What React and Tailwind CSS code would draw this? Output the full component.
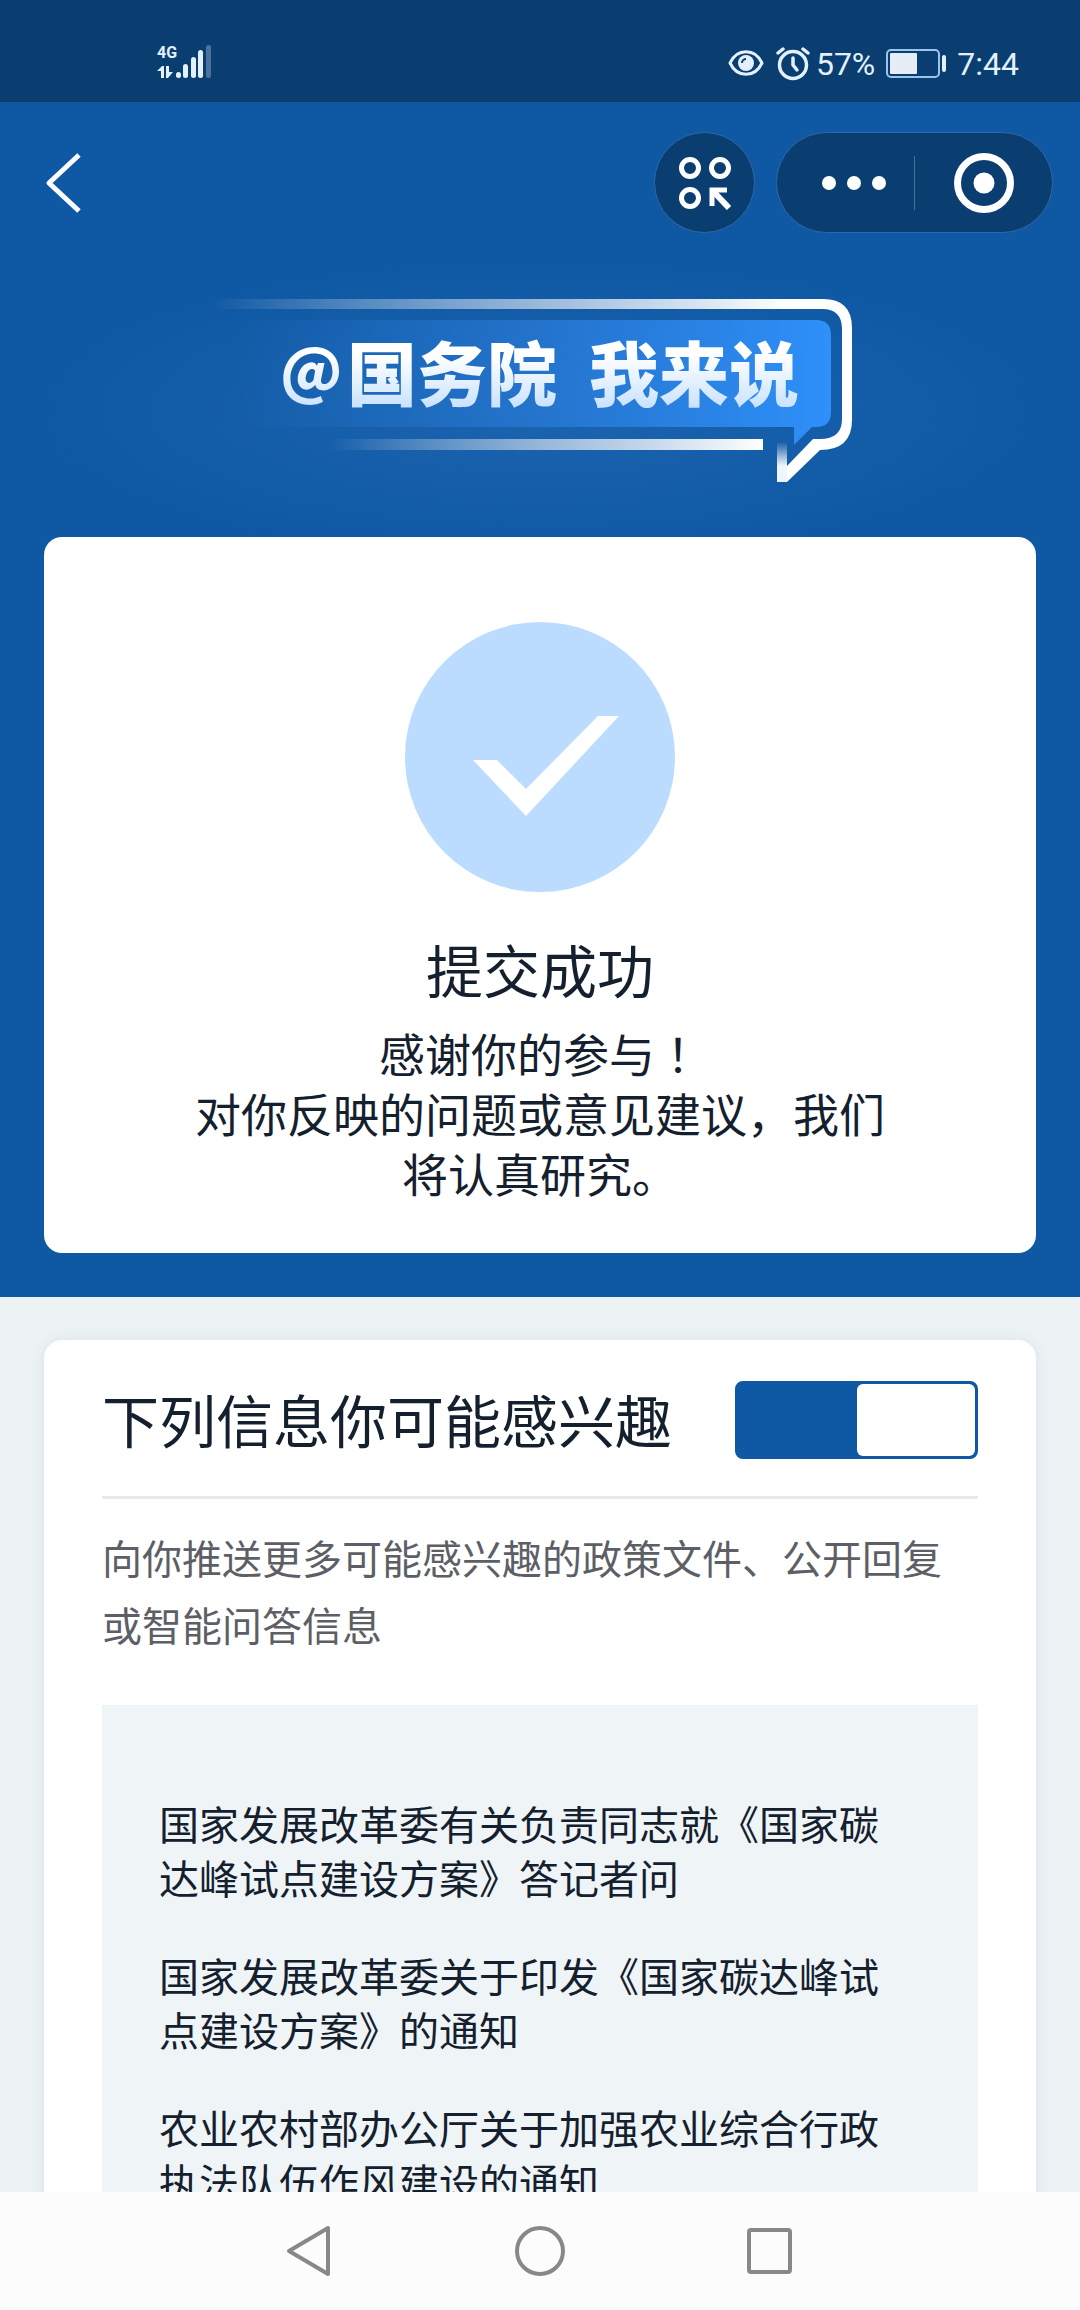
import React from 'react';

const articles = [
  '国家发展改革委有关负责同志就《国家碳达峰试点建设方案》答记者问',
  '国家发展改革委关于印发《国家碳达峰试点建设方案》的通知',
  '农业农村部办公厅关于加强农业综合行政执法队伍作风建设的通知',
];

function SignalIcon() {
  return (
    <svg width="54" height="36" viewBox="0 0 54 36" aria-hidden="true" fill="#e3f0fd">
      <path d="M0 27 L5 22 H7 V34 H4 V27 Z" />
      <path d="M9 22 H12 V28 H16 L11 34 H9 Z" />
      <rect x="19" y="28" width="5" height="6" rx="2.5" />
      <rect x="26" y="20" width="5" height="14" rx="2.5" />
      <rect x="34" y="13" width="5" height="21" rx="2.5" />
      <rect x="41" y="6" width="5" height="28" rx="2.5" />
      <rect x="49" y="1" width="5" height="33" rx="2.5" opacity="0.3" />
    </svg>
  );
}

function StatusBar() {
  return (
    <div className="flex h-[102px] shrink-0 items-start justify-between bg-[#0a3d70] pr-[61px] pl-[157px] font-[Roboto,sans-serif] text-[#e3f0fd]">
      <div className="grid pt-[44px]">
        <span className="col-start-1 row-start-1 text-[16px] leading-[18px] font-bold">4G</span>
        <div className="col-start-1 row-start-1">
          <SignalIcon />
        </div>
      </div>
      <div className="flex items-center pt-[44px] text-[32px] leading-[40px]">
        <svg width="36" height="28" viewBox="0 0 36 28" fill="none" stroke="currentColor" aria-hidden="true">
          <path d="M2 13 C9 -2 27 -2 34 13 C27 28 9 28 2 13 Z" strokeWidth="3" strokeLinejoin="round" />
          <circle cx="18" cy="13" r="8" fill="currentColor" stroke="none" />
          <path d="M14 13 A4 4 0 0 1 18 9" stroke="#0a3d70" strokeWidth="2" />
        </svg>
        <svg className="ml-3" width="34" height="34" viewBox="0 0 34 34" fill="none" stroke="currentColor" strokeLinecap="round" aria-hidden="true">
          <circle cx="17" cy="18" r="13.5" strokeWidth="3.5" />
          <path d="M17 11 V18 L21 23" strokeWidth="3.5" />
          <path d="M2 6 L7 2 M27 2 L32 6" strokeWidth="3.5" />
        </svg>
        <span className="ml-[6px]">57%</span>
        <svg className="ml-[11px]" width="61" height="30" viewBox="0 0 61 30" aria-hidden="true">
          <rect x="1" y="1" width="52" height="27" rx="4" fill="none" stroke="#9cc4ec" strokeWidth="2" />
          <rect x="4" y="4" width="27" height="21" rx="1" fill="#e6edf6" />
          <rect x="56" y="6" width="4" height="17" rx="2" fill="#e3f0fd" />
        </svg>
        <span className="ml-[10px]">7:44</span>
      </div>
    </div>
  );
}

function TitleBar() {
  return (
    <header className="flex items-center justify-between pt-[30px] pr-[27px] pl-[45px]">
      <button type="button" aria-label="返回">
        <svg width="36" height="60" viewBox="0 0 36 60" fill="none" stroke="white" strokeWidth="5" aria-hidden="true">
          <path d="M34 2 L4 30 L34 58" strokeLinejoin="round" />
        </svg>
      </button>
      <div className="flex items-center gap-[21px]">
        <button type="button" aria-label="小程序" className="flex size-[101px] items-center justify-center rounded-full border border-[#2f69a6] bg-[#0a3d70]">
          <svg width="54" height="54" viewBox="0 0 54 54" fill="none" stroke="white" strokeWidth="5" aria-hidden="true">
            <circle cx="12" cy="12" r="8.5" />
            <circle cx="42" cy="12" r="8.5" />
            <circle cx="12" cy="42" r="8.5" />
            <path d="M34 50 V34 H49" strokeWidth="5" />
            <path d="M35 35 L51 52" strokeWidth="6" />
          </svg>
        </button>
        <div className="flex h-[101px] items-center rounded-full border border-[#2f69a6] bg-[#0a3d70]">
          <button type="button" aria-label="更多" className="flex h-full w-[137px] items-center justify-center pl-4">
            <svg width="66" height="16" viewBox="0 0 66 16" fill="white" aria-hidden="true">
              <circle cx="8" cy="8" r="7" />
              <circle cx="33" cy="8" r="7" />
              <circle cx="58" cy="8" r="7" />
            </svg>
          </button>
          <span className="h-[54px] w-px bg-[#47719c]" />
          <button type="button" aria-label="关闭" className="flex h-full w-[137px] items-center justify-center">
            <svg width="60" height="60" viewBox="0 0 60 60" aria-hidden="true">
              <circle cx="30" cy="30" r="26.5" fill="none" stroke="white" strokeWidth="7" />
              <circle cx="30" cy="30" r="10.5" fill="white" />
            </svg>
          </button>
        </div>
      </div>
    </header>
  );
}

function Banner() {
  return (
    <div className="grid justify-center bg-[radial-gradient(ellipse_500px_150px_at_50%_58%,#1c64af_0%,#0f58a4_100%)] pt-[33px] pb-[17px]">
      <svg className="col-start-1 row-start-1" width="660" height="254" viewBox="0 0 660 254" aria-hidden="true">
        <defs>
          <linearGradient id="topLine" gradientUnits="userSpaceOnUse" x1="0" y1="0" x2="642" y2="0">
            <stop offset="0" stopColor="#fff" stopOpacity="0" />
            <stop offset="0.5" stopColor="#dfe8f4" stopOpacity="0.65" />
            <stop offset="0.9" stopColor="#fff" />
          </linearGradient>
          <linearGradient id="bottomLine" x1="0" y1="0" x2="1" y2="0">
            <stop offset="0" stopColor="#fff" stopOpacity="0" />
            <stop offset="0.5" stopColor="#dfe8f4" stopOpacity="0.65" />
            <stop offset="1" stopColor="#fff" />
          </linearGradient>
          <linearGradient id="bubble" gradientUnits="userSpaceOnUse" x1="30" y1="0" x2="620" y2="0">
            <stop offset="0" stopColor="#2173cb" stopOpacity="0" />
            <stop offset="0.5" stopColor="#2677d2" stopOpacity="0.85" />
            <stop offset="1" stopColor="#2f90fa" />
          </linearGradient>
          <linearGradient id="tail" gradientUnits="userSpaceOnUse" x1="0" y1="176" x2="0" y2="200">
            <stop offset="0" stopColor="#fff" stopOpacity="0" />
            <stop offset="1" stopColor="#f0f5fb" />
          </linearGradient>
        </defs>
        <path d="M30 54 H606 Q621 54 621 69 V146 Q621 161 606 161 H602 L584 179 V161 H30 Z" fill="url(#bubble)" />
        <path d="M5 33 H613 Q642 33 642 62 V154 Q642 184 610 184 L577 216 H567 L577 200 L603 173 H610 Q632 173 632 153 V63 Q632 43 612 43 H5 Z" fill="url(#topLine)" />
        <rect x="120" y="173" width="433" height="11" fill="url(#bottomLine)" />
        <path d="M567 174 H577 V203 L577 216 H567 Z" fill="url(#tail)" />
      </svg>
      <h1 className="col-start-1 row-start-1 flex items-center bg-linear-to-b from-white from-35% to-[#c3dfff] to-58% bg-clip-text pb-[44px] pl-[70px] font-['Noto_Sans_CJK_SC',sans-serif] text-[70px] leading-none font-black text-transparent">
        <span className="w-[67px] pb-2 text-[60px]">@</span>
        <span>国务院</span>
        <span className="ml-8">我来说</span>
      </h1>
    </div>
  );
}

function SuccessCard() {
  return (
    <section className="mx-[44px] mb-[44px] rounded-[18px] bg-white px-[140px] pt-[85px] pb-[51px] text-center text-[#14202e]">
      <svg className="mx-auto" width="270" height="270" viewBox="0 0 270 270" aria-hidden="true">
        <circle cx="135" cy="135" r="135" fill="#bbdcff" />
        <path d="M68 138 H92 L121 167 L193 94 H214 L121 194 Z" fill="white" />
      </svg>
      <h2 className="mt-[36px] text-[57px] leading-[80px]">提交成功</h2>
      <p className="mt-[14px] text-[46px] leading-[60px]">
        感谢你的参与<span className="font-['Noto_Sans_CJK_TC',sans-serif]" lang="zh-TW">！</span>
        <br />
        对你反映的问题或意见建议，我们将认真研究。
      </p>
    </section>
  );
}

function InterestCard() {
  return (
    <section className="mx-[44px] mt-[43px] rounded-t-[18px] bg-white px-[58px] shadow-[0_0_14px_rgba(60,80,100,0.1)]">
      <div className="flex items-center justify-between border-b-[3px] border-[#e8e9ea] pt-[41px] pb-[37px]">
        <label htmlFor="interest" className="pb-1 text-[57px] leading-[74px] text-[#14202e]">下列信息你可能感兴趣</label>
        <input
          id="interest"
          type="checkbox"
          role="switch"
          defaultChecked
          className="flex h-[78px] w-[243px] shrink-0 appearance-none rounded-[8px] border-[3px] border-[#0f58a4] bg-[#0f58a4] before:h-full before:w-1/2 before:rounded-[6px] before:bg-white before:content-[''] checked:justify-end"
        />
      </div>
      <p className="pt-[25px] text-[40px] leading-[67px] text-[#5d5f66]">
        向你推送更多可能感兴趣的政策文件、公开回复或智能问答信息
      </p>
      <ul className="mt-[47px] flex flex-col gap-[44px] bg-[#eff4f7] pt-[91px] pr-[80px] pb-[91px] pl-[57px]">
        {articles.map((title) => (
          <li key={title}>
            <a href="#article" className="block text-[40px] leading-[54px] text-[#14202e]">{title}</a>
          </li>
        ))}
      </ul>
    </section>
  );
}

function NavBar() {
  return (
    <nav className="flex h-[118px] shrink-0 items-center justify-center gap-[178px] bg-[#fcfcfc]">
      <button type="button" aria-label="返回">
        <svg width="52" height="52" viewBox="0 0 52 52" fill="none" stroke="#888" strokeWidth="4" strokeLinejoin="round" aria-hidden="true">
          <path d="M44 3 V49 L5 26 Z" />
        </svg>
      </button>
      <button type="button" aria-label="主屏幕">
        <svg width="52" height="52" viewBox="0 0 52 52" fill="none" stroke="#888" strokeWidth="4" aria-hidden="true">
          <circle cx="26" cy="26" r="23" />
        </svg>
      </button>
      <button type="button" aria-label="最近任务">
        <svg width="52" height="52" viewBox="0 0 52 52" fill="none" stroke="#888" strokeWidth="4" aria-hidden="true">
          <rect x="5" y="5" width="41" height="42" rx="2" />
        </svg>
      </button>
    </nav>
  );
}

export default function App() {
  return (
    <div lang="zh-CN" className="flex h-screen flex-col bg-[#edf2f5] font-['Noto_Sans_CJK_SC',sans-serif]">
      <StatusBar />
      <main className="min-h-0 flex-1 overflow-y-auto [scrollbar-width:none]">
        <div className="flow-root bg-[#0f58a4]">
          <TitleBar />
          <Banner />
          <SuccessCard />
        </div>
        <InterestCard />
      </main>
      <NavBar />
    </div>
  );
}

====================

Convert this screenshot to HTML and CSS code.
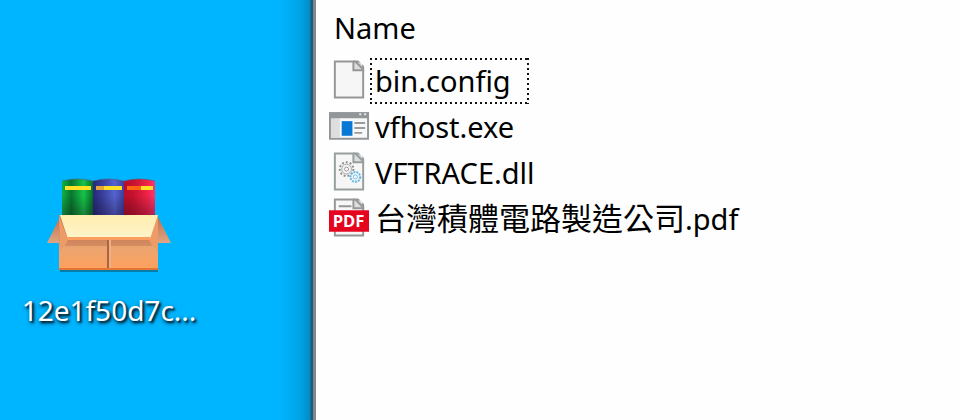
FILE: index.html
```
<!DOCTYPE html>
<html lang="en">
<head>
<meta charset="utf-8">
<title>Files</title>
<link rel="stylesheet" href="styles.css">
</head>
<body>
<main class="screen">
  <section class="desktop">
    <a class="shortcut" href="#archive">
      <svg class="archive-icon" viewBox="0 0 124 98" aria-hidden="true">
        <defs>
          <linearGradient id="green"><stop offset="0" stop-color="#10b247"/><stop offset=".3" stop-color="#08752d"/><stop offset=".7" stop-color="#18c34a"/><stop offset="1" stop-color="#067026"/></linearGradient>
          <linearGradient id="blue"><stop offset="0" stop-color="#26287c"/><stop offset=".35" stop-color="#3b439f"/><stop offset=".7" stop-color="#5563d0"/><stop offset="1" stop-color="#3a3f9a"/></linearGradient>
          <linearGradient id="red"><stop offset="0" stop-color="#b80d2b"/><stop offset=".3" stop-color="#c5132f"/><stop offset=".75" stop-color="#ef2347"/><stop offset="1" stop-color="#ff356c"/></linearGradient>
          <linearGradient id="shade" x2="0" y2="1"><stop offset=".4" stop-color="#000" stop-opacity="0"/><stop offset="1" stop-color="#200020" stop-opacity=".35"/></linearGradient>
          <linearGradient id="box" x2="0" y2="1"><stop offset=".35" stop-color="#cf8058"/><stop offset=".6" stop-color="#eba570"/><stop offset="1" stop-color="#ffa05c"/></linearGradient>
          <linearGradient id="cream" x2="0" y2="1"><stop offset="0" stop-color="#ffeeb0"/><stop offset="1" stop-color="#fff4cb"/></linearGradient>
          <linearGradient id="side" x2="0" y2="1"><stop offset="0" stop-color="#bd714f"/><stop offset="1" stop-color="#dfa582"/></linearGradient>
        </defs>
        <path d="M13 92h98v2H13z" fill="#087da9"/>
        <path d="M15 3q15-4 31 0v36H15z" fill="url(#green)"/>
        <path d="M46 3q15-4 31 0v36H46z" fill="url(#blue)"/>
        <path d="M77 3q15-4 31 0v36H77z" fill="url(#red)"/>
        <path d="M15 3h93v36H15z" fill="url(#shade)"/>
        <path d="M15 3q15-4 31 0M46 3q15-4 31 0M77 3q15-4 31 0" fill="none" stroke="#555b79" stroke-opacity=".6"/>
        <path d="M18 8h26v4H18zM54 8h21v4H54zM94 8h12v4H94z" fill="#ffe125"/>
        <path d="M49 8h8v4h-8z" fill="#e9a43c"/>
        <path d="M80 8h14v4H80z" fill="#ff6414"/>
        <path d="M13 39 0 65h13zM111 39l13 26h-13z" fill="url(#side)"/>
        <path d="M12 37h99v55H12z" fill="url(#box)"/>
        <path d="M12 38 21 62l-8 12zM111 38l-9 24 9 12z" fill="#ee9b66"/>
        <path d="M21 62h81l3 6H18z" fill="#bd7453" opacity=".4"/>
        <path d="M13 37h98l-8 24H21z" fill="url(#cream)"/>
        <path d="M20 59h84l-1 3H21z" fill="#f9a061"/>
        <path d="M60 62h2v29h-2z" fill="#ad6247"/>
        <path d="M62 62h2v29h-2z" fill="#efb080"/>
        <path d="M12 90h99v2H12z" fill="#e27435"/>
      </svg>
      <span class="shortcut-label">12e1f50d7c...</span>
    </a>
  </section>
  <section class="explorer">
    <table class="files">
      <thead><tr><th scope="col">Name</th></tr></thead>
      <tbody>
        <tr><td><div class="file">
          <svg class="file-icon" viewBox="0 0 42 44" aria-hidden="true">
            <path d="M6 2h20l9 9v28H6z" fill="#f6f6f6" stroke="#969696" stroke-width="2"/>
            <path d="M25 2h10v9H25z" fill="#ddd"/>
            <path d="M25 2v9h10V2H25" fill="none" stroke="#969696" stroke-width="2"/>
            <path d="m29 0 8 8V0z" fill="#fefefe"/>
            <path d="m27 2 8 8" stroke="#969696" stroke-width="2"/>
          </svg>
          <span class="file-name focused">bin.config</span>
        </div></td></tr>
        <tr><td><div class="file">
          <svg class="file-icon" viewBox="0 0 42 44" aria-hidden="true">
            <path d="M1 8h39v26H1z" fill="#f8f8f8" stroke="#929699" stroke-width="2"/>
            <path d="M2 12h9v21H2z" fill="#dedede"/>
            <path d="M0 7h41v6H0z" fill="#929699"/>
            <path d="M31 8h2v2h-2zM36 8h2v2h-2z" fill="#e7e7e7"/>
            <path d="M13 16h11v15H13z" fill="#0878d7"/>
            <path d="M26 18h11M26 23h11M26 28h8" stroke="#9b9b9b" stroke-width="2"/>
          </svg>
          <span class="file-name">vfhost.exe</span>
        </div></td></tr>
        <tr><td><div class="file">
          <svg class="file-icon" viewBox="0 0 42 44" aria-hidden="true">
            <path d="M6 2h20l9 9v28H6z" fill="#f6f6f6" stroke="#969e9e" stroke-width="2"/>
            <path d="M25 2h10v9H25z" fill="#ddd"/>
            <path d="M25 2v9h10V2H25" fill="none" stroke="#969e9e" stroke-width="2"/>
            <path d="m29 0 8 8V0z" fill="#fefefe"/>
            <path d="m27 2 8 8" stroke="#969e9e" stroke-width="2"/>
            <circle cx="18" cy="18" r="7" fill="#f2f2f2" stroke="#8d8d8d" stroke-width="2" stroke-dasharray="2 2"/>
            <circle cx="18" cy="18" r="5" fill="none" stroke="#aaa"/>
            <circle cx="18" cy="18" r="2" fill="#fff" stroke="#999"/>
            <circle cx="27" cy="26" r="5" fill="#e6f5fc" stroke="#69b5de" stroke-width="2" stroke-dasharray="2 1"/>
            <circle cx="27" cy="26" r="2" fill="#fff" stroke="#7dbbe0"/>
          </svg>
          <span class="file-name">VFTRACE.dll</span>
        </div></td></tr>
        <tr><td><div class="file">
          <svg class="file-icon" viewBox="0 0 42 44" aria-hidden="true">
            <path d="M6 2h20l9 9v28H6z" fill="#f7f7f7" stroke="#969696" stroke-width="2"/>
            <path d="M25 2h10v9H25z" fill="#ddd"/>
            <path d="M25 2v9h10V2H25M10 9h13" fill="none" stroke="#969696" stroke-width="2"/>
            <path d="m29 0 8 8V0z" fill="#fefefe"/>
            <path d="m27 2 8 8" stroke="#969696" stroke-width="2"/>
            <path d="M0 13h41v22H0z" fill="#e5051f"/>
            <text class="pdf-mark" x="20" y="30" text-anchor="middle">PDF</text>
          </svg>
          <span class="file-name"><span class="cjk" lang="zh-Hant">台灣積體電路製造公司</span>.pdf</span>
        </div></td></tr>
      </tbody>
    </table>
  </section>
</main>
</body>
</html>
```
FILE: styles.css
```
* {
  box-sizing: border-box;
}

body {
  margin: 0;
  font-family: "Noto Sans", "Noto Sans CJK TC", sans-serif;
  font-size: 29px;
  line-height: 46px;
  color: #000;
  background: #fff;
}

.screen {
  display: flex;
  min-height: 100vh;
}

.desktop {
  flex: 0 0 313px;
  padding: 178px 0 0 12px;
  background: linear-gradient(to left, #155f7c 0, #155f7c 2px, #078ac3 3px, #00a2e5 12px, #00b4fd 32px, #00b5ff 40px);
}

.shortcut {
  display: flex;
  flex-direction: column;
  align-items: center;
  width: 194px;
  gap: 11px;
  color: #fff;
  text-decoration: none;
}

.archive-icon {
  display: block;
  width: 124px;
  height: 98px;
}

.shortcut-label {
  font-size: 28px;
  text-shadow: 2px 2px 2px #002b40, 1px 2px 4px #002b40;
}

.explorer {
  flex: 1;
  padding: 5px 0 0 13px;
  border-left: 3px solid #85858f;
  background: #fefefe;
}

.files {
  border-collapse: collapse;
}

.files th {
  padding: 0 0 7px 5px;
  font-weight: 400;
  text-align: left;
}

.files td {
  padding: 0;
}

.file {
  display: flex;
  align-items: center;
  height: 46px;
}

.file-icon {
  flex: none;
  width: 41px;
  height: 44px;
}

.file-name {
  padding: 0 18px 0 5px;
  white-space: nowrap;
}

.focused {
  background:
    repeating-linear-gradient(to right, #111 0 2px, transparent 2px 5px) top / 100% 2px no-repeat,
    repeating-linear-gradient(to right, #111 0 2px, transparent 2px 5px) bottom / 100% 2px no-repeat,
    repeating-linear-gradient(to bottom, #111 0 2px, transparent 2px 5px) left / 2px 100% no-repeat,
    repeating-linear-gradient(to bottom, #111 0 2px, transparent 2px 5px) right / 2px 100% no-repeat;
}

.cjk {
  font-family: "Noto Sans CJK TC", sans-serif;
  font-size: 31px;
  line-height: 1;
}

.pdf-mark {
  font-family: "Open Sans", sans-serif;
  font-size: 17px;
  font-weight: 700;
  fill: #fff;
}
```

====================

REQUEST: Only lines with the word "this" should be collected from the material.

FINISHED TASK:
What React and Tailwind CSS code would draw this? Output the full component.
Convert this screenshot to HTML and CSS code.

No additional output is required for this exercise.